Mark Twain was in London over Jubilee Day, and was retained by the New York Journal to write his impressions of the great festival for the entertainment of American readers. His letters were good journalistic copy; but, with the exception of the one inimitable joke quoted at the head of this article, there was not much in them to remind us of the sole surviving “Innocent Abroad.” Shortly after the Jubilee, Mr. Clemens with his family left London for Lucerne, where he is busy at work finishing his book. He says that Lucerne is a good place to work in, but not so good as London, from which let us hope that we may infer that before long we shall have Mark back in this capital.
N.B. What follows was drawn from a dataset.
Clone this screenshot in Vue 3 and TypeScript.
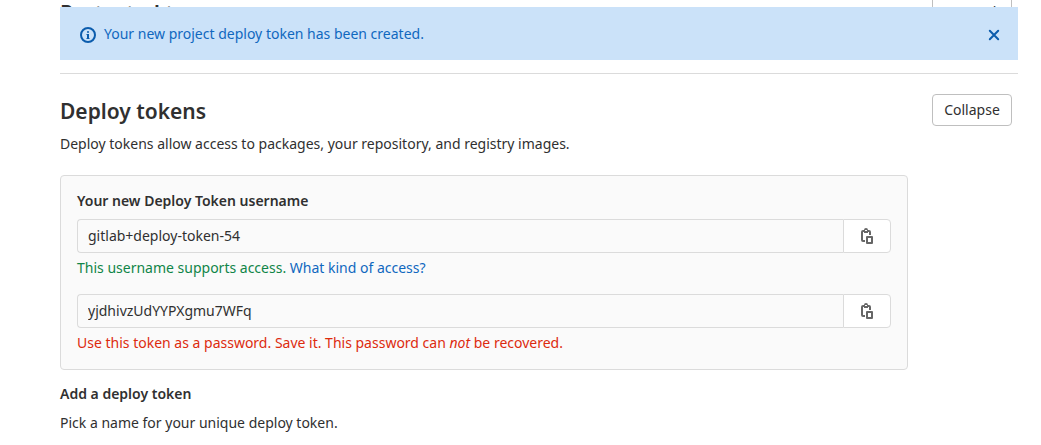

I have not attempted in this sketch to tell the story of Mark Twain’s life. To do so would make a volume, and an interesting volume, and it could be compiled without much difficulty from his various books; but for such a compilation we should have the author at our elbow, and a volume as large as “A Tramp Abroad” in which to set things forth. These conditions, being absent, the compilation of the autobiography must be left for Mr. Clemens to undertake himself. I am well content if in these few pages I have made some acknowledgment of the debt under which the genial humorist has placed all English-speaking men, and have contributed, however little, to help the sale of the new edition of his works and the forthcoming volume of his latest travels.

One word by way of apology and explanation. Believing that Mr. Clemens was within short postal range I left myself no time to submit these proofs to a man as far away as the Lake of Lucerne. So for all mistakes and things that should not have been said, I alone am responsible. I am very sorry, but it can’t be helped.